The college gives away Compact Fluorescent Lights, so why not limit the amount of energy you use in your dorm room by simply installing them in your desk lamp?

Having recognized the major energy savings of using Compact Fluorescent Lighting (CFLs) (they use about a quarter of the energy used by traditional incandescent bulbs), the college has put CFLs in most light fixtures around campus (including dorm rooms) in the last few years. Because the college cannot control the type of bulbs students use in their personal lamps, Facilities simply gives CFLs to students for free. Call Facilities at x 4133.
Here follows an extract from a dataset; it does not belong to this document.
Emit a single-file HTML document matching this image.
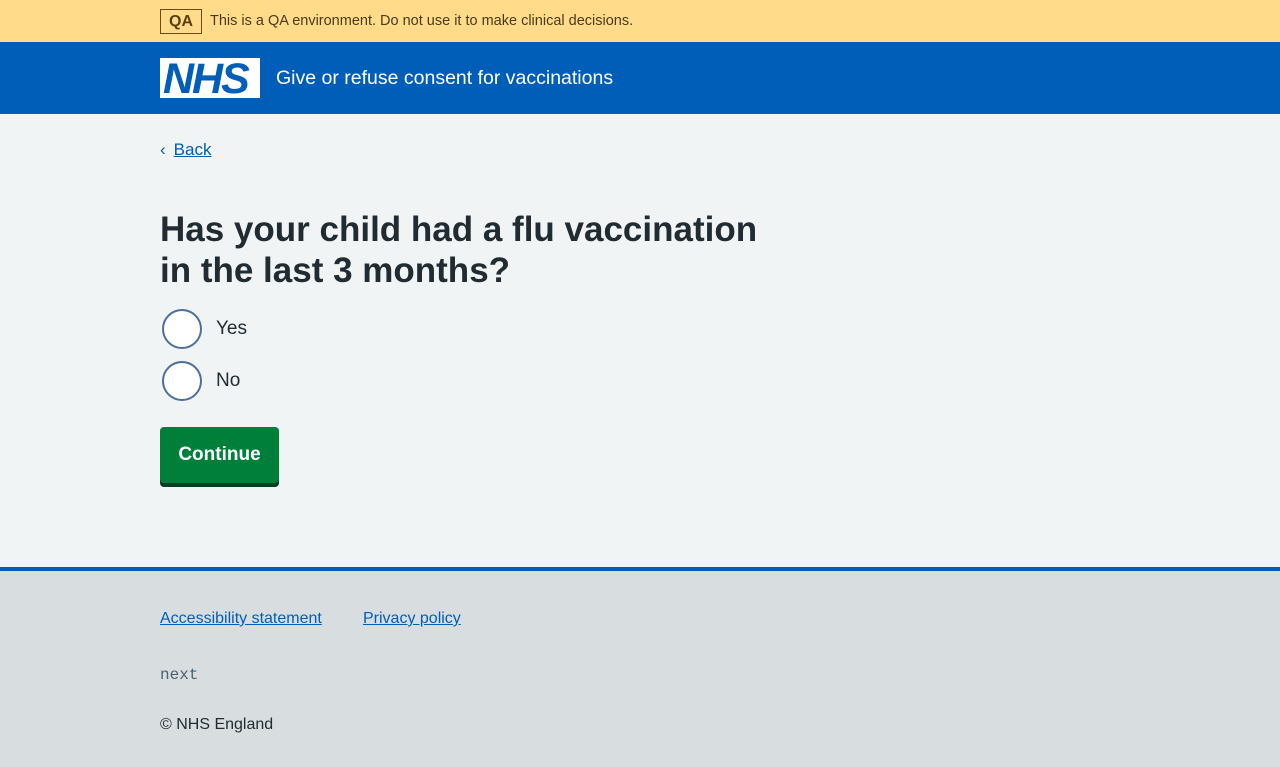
<!DOCTYPE html>
<html><head><style>
*{margin:0;padding:0;box-sizing:border-box}
body{width:1280px;height:767px;font-family:"Liberation Sans",sans-serif;background:#f0f4f5;color:#212b32;overflow:hidden}
.qa{height:42px;background:#ffdb8a;position:relative}
.qa .tag{position:absolute;left:160px;top:9px;width:42px;height:25px;border:1px solid #6b4c14;color:#5a4010;font-weight:bold;font-size:16px;text-align:center;line-height:23px}
.qa .t{position:absolute;left:210px;top:13px;font-size:14.5px;color:#4a3a1a}
.hd{height:72px;background:#005eb8;position:relative}
.logo{position:absolute;left:160px;top:16px;width:100px;height:40px;background:#fff}
.logo span{position:absolute;left:3px;top:-3px;font-size:43px;font-weight:bold;font-style:italic;color:#005eb8;letter-spacing:-2px}
.hd .s{position:absolute;left:276px;top:25px;color:#fff;font-size:19.5px}
a{color:#005eb8;text-decoration:underline}
.back{position:absolute;left:160px;top:140px;font-size:17px}
h1{position:absolute;left:160px;top:209px;font-size:35px;line-height:41px;font-weight:bold;width:620px}
.r{position:absolute;left:162px;width:40px;height:40px;border:2px solid #4c6f9e;border-radius:50%;background:#fff}
.rl{position:absolute;left:216px;font-size:19px}
.btn{position:absolute;left:160px;top:427px;width:119px;background:#007f3b;border-radius:4px;box-shadow:0 4px 0 #00401e;color:#fff;font-weight:bold;font-size:19px;text-align:center;line-height:56px;height:56px}
.ft{position:absolute;left:0;top:567px;width:1280px;height:200px;background:#d8dde0;border-top:4px solid #005eb8}
.ft a{position:absolute;top:39px;font-size:16px}
.nx{position:absolute;left:160px;top:95px;font-family:"Liberation Mono",monospace;font-size:16px;color:#4c6272}
.cp{position:absolute;left:160px;top:145px;font-size:16px}
</style></head><body>
<div class="qa"><div class="tag">QA</div><div class="t">This is a QA environment. Do not use it to make clinical decisions.</div></div>
<div class="hd"><div class="logo"><span>NHS</span></div><div class="s">Give or refuse consent for vaccinations</div></div>
<a class="back" href="#"><span style="display:inline-block;margin-right:8px">‹</span>Back</a>
<h1>Has your child had a flu vaccination in the last 3 months?</h1>
<div class="r" style="top:309px"></div><div class="rl" style="top:318px">Yes</div>
<div class="r" style="top:361px"></div><div class="rl" style="top:370px">No</div>
<div class="btn">Continue</div>
<div class="ft"><a href="#" style="left:160px">Accessibility statement</a><a href="#" style="left:363px">Privacy policy</a>
<div class="nx">next</div><div class="cp">© NHS England</div></div>
</body></html>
And, make the switch soon. There is no need to wait until the incandescent bulb in your desk lamp burns out. Simply throw your incandescent light bulb in the trash. The sooner you make the switch, the sooner you’ll start saving energy. Currently, Facilities distributes the equivalent of 60 and 100 watt incandescent bulbs (used by most lamps) CFLs to students.

As a CFL user, there are a few things you should know. While naturally CFL use minimizes the amount of the pollutants (including mercury) pumped out of power plants, the CFLs themselves do contain trace amounts of mercury. While not a huge safety hazard, there are certain precautions you can take in the event that a CFL breaks or if you would simply like to get rid of them once they burn out.

If your CFL breaks, the some of the mercury may evaporate into the air and disappear—you can speed along this process by opening a window. The remainder of the mercury will likely remain stuck in the bulb. Instead of using a vacuum, collect the broken shards with a paper towel and then seal the pieces of broken bulb and the paper towel in a plastic bag. Students can then contact facilities (x4133) to ask them to properly dispose of the plastic bag and its contents.

If your CFL burns out (an infrequent occurrence since CFLs generally last for years) it should not go in either regular trash or recycling. Instead, place it in the recycling bin designated specifically for CFLs that will soon be located in Sayles.